I am sorry to say, The Living either has altogether too many bearing walls, or none. I dearly wanted to love this novel, but I didn’t. Not at all.
For the last few months, I’ve made an effort to avoid movie reviews. Over the years, I’ve seen any number of critical darlings that seemed to fall flat. On the other hand, I’ve been dragged reluctantly to supposed stinkers, only to be pleasantly surprised. Reviews didn’t come into play with Dillard’s novel, but expectation and disappointment surely did.
On the slimmest of evidence, I’d decided that Annie Dillard is a modern master. Indeed, her prose style is masterful. But I’d expected everything from this big book–the sweep of history, the grit and grind of pioneer life, characters I could passionately love and vehemently hate. By the end of the book, I suppose I felt somewhat cheated.
It’s recently come to my attention that the French word déception translates into English as either “deception” or “disappointment.” How strange, but how apt–so, so often, disappointment follows a kind self-deception, or at least misconception.
As if I learned nothing at all from the experience of reading The Living, I’ve picked up an early(ish) novel by Wallace Stegner, The Big Rock Candy Mountain. It’s another, even longer, historical novel in which the characters are beset by the vagaries of a pitiless world.
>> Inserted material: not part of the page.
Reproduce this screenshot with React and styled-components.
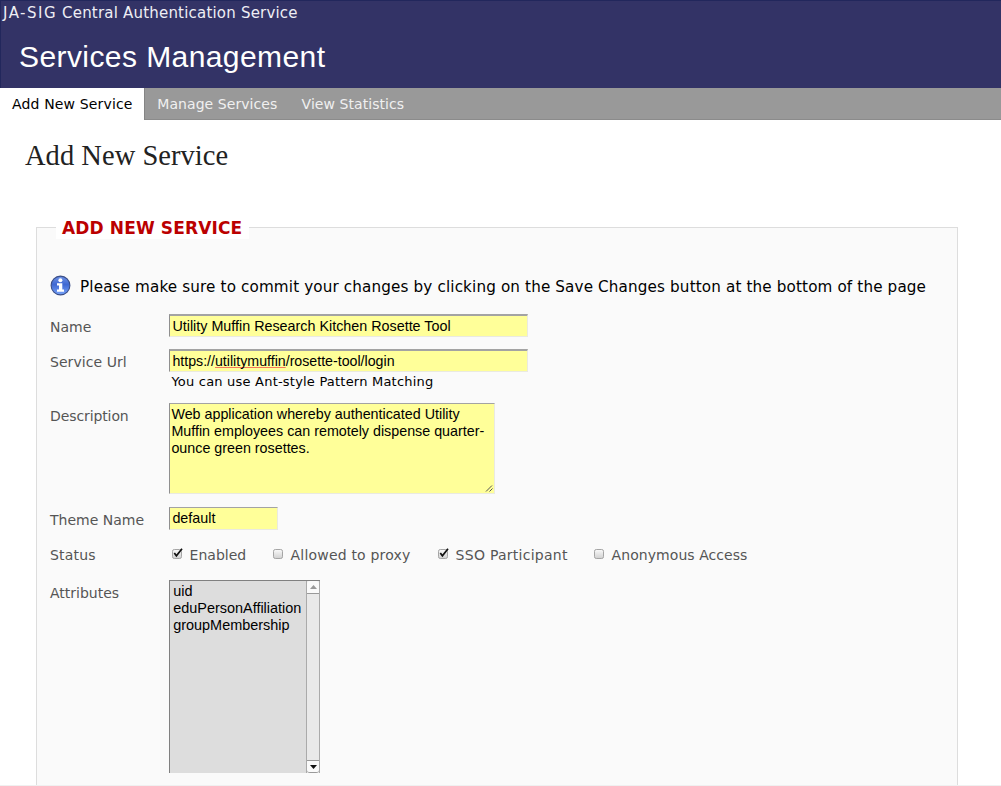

Boo-ya!
Given that Stegner’s novel is as old as my mother and its action begins decades before that, it’s no surprise that its prose feels a little old-fashioned, and that I’m having a bit of trouble gaining momentum. Nevertheless, I read and enjoyed Angle of Repose, so I’m reasonably certain that all will be well.
I’m hoping, at any rate, that déception won’t once again lead to déception.